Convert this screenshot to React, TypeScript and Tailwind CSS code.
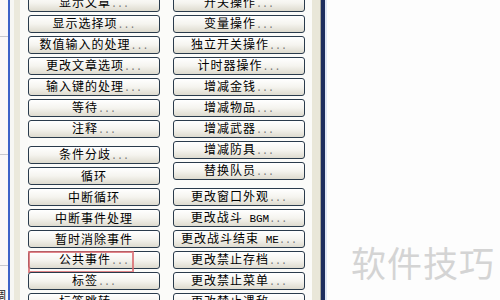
import React from 'react';

type Item = { label: string; dots?: boolean; mark?: boolean; gapBefore?: boolean };

const leftItems: Item[] = [
    { label: '显示文章', dots: true },
    { label: '显示选择项', dots: true },
    { label: '数值输入的处理', dots: true },
    { label: '更改文章选项', dots: true },
    { label: '输入键的处理', dots: true },
    { label: '等待', dots: true },
    { label: '注释', dots: true },
    { label: '条件分歧', dots: true, gapBefore: true },
    { label: '循环' },
    { label: '中断循环' },
    { label: '中断事件处理' },
    { label: '暂时消除事件' },
    { label: '公共事件', dots: true, mark: true },
    { label: '标签', dots: true },
    { label: '标签跳转', dots: true },
];

const rightItems: Item[] = [
    { label: '开关操作', dots: true },
    { label: '变量操作', dots: true },
    { label: '独立开关操作', dots: true },
    { label: '计时器操作', dots: true },
    { label: '增减金钱', dots: true },
    { label: '增减物品', dots: true },
    { label: '增减武器', dots: true },
    { label: '增减防具', dots: true },
    { label: '替换队员', dots: true },
    { label: '更改窗口外观', dots: true, gapBefore: true },
    { label: '更改战斗 BGM', dots: true },
    { label: '更改战斗结束 ME', dots: true },
    { label: '更改禁止存档', dots: true },
    { label: '更改禁止菜单', dots: true },
    { label: '更改禁止遇敌', dots: true },
];

function CmdButton({ item }: { item: Item }) {
    // latin runs use a mono face so they keep the narrow bitmap-font width
    const parts = item.label.split(/([A-Za-z ]+)/).filter(Boolean);
    return (
        <div
            className={`relative flex h-[18px] w-[132px] shrink-0 items-center justify-center rounded-[3px] border border-[#2a3b4c] bg-gradient-to-b from-white via-[#f5f4ef] to-[#dedbcf] ${item.gapBefore ? 'mt-[5px]' : ''}`}
        >
            <span className="whitespace-nowrap text-[12px] leading-none text-black">
                {parts.map((p, i) =>
                    /[A-Za-z ]/.test(p) ? (
                        <span key={i} className="font-['Liberation_Mono',monospace] text-[11px]">{p}</span>
                    ) : (
                        <span key={i} className="font-['Noto_Sans_CJK_SC',sans-serif] tracking-[1px]">{p}</span>
                    )
                )}
                {item.dots && (
                    <span className="font-['Liberation_Mono',monospace] text-[10px] text-[#777]">...</span>
                )}
            </span>
            {item.mark && (
                <div className="absolute -left-[1px] -top-[1px] h-[22px] w-[106px] border-2 border-[#d9676b]/80" />
            )}
        </div>
    );
}

function Column({ items }: { items: Item[] }) {
    return (
        <div className="flex w-[132px] flex-col gap-[3px]">
            {items.map((it) => (
                <CmdButton key={it.label} item={it} />
            ))}
        </div>
    );
}

export default function App() {
    return (
        <div className="flex h-[300px] w-[500px] overflow-hidden bg-[#fbfbf9]">
            {/* event list peeking in on the left */}
            <div className="flex w-[8px] flex-col overflow-hidden bg-[#fbf8f8]">
                <div className="h-[36px] shrink-0" />
                <div className="h-[118px] shrink-0 border-t border-[#c9c9cf]" />
                <div className="h-[111px] shrink-0 border-t border-[#c9c9cf]" />
                <div className="flex flex-1 flex-col justify-end border-t border-[#c9c9cf]">
                    <span className="-ml-[6px] font-['Noto_Sans_CJK_SC',sans-serif] text-[12px] leading-[10px] text-[#222]">调</span>
                </div>
            </div>
            <div className="w-[2px] bg-[#3d62c8]" />
            <div className="w-[4px] bg-[#f7f7f4]" />
            <div className="w-[6px] bg-[#ebe9dc]" />
            <div className="w-[8px] bg-[#fafaf8]" />

            <div className="-mt-[6px] flex gap-[13px]">
                <Column items={leftItems} />
                <Column items={rightItems} />
            </div>

            <div className="w-[7px] bg-[#fbfbf9]" />
            <div className="w-[8px] bg-[#e9e7d9]" />
            <div className="w-[1px] bg-[#a9a89c]" />
            <div className="w-[4px] bg-[#1d2d5e]" />
            <div className="w-[2px] bg-[#dfe7f6]" />

            <div className="flex flex-1 items-end justify-end bg-[#fdfdfd] pb-[21px] pr-[5px]">
                <span className="font-['Noto_Sans_CJK_SC',sans-serif] text-[35px] leading-none tracking-[1px] text-[#d4d4d4]">
                    软件技巧
                </span>
            </div>
        </div>
    );
}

◇ ◇ ◇ ◇ ◇

# What the exercise asks
The answer should be a single number: the count of lines in the data that include the string "React".

# Complete response
2